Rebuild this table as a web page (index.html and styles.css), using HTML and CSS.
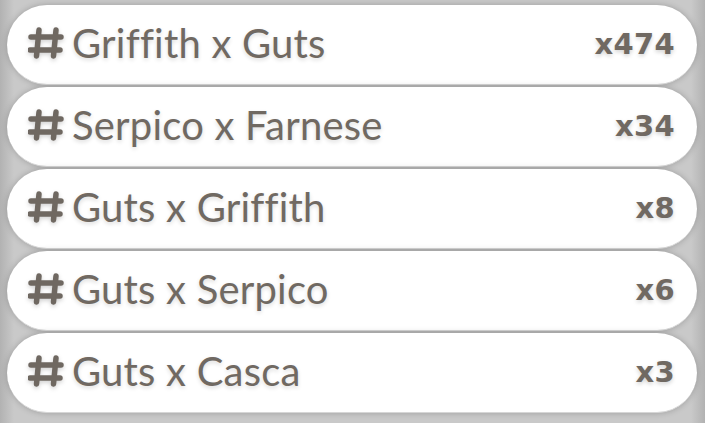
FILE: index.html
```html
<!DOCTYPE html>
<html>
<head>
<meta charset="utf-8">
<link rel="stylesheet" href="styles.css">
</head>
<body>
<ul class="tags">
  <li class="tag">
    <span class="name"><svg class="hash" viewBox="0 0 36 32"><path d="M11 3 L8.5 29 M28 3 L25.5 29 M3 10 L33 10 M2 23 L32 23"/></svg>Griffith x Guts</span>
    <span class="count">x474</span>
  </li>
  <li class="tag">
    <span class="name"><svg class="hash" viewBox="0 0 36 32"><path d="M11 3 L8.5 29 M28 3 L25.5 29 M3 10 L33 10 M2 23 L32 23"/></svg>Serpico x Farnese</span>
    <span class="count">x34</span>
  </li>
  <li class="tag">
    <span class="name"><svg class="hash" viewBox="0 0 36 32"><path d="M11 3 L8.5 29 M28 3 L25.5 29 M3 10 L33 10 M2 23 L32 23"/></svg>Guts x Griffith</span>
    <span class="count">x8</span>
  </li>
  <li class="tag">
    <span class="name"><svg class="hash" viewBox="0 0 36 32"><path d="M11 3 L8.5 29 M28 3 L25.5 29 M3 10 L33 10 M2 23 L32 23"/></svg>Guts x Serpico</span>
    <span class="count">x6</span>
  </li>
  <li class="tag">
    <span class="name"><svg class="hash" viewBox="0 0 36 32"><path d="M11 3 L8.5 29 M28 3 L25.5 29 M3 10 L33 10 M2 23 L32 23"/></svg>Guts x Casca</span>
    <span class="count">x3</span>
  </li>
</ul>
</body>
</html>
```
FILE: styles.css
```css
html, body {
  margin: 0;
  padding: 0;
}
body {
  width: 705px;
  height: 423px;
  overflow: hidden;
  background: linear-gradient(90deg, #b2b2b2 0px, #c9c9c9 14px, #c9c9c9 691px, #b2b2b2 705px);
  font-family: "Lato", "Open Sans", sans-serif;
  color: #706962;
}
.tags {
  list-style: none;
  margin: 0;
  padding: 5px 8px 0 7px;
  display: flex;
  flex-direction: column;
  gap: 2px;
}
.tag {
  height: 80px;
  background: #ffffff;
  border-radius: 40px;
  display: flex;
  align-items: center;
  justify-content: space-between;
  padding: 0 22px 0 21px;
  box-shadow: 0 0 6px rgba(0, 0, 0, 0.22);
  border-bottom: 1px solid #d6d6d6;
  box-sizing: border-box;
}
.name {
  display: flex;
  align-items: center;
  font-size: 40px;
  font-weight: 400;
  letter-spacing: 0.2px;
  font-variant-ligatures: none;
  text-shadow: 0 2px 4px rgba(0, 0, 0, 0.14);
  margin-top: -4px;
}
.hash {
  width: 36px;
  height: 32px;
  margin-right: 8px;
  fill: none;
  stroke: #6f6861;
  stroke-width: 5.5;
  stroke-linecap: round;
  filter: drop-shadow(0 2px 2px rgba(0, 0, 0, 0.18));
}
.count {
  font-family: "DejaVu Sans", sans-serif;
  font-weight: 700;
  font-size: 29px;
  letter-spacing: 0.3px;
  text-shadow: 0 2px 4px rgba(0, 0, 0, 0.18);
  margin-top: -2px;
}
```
* * *
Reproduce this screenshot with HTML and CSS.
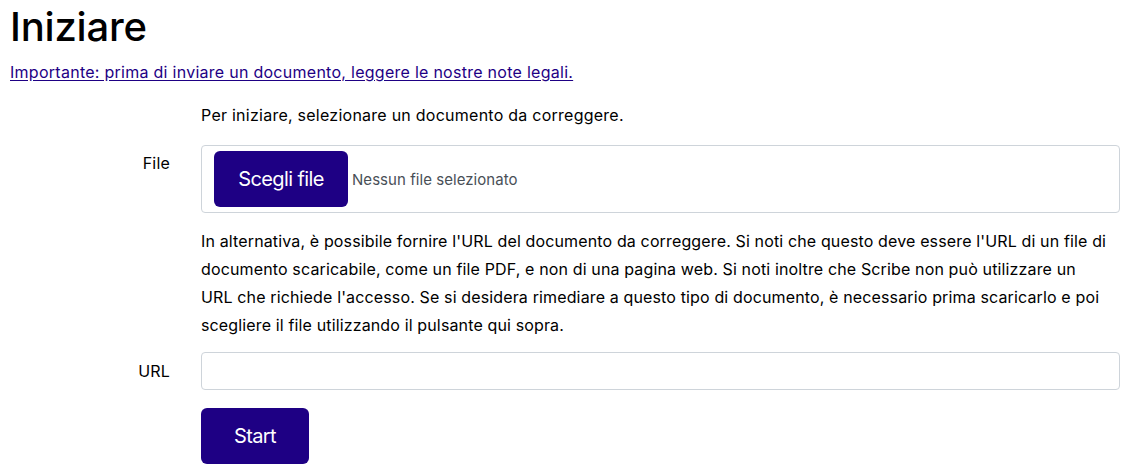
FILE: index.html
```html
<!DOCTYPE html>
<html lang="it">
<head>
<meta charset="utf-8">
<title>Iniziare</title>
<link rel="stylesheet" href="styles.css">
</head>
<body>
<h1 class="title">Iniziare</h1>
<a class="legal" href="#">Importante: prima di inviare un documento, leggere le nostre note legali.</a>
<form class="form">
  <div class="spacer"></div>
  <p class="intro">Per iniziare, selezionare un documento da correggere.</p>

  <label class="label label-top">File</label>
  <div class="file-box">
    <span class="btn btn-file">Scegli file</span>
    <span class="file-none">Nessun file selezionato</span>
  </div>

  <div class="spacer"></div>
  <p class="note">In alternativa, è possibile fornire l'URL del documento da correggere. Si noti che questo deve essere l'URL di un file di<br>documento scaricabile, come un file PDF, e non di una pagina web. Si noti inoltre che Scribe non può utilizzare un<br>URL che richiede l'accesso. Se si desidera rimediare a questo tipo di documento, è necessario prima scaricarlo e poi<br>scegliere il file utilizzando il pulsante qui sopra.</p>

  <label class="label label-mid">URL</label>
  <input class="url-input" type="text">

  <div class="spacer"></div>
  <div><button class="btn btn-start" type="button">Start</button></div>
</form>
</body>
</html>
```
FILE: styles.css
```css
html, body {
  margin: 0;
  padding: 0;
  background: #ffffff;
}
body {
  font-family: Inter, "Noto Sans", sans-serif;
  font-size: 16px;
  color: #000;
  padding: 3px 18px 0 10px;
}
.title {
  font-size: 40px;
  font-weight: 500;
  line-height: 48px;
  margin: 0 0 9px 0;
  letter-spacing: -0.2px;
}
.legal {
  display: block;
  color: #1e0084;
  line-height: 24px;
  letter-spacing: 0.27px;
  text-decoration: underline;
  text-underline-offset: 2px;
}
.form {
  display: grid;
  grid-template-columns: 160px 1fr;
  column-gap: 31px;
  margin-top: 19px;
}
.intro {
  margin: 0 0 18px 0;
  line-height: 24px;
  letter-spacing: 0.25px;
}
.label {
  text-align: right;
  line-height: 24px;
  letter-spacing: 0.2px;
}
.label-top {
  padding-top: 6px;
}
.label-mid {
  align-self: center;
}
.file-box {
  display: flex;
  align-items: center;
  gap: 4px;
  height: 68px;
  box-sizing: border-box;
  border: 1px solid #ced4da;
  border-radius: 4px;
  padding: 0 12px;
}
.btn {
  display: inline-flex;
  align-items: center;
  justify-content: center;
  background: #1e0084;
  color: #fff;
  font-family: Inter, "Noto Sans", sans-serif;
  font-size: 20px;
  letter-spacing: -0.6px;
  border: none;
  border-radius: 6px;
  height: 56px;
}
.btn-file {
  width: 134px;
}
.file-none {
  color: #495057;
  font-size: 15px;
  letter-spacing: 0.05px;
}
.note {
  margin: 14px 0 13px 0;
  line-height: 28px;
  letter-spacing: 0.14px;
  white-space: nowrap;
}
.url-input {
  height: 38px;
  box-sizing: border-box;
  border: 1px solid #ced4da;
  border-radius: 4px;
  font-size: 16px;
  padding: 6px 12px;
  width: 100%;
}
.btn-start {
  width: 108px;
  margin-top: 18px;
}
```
* * *
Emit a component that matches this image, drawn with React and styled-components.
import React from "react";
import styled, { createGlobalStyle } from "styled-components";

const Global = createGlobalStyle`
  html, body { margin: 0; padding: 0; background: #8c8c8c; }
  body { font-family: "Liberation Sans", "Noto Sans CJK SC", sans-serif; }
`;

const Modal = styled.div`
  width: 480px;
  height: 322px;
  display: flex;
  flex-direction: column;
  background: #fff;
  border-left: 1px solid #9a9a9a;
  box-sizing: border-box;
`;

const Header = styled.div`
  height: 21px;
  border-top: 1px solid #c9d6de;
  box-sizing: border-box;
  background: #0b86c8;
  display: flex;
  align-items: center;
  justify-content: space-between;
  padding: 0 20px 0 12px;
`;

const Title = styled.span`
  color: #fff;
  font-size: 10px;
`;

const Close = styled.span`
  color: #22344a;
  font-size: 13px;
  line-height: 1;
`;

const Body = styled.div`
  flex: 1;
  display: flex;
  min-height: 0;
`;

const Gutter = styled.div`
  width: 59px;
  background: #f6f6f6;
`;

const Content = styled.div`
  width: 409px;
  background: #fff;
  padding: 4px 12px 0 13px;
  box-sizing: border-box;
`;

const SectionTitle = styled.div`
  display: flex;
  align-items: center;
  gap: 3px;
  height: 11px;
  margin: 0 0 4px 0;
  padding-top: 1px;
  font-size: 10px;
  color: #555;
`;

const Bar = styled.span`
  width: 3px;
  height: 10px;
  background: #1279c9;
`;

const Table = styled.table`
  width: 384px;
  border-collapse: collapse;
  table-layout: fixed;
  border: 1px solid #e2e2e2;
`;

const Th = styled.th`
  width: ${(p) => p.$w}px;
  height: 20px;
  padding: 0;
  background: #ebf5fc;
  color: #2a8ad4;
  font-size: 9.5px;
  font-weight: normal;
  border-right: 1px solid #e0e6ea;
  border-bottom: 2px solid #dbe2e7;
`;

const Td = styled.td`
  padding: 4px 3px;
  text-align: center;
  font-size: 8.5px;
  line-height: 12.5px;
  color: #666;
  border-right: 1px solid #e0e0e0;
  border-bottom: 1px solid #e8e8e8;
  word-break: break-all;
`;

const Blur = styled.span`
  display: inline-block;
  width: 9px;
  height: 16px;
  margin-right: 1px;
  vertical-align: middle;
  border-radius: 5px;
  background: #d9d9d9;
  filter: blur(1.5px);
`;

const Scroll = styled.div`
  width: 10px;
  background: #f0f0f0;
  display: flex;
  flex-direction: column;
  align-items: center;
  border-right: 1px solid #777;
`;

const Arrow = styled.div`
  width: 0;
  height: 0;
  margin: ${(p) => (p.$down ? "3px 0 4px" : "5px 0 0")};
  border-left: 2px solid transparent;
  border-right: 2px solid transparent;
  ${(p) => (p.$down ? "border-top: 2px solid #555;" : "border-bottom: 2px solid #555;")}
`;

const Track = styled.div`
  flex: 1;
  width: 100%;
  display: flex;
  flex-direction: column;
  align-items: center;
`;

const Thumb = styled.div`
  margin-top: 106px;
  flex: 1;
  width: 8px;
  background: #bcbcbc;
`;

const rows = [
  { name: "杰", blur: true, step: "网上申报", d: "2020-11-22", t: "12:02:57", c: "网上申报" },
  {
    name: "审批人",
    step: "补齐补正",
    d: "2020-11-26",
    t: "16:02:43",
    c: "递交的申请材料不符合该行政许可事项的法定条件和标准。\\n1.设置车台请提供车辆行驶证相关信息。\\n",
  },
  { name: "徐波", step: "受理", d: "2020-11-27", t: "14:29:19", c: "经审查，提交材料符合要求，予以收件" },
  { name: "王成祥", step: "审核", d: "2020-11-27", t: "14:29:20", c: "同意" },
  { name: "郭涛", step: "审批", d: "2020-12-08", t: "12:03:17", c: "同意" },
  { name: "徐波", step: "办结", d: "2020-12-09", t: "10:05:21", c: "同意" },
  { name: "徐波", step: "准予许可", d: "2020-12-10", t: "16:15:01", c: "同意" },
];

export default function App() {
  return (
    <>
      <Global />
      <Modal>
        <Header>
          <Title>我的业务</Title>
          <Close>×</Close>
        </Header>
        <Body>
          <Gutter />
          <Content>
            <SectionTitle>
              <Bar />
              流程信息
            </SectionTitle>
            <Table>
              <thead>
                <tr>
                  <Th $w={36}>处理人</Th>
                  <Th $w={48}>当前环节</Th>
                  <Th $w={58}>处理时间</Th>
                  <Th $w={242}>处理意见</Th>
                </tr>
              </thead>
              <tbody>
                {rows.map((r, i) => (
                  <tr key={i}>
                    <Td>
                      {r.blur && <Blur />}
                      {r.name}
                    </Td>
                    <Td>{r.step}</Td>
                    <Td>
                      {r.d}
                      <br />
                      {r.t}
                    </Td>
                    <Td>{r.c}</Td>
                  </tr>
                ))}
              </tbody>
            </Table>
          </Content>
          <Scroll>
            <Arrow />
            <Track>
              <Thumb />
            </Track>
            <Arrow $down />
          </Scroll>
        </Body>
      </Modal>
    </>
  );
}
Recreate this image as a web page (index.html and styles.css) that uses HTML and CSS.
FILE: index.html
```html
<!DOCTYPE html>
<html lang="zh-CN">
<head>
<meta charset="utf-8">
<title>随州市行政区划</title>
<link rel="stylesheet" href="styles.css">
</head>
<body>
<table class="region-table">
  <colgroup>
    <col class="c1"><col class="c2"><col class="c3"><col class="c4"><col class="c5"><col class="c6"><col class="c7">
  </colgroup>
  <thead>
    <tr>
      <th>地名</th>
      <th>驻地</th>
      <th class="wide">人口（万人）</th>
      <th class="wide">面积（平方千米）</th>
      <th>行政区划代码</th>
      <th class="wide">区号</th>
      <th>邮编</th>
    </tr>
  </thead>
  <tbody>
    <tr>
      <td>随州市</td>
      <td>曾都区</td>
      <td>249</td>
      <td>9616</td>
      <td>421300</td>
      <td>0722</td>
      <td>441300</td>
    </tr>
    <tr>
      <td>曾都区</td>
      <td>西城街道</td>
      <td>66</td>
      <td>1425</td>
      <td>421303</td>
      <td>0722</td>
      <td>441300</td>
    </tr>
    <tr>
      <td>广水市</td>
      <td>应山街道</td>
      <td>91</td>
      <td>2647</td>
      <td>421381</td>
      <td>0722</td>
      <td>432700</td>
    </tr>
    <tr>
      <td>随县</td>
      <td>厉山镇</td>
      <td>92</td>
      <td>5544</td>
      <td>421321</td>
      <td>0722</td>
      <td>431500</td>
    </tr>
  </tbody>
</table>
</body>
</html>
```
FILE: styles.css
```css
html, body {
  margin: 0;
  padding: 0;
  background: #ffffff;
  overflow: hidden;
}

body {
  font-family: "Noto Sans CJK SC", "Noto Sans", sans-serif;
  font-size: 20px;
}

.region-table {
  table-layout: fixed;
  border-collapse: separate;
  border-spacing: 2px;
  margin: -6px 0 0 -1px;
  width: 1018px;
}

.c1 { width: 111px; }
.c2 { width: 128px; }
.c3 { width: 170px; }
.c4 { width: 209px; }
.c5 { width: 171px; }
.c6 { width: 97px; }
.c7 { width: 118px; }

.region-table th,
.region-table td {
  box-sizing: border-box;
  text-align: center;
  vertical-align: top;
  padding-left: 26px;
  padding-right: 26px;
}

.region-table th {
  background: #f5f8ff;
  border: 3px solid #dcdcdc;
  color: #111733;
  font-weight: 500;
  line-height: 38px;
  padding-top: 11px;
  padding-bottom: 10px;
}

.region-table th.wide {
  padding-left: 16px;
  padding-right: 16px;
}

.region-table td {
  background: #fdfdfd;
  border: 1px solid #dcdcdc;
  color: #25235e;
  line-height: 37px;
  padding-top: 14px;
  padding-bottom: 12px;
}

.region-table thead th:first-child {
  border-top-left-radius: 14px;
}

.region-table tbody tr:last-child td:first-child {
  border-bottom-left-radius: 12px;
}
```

[Aim]
Where a line contains "this", copy that line.

[Written answer]
Rebuild this table as a web page (index.html and styles.css), using HTML and CSS.
Reproduce this screenshot with HTML and CSS.
Emit a component that matches this image, drawn with React and styled-components.
Recreate this image as a web page (index.html and styles.css) that uses HTML and CSS.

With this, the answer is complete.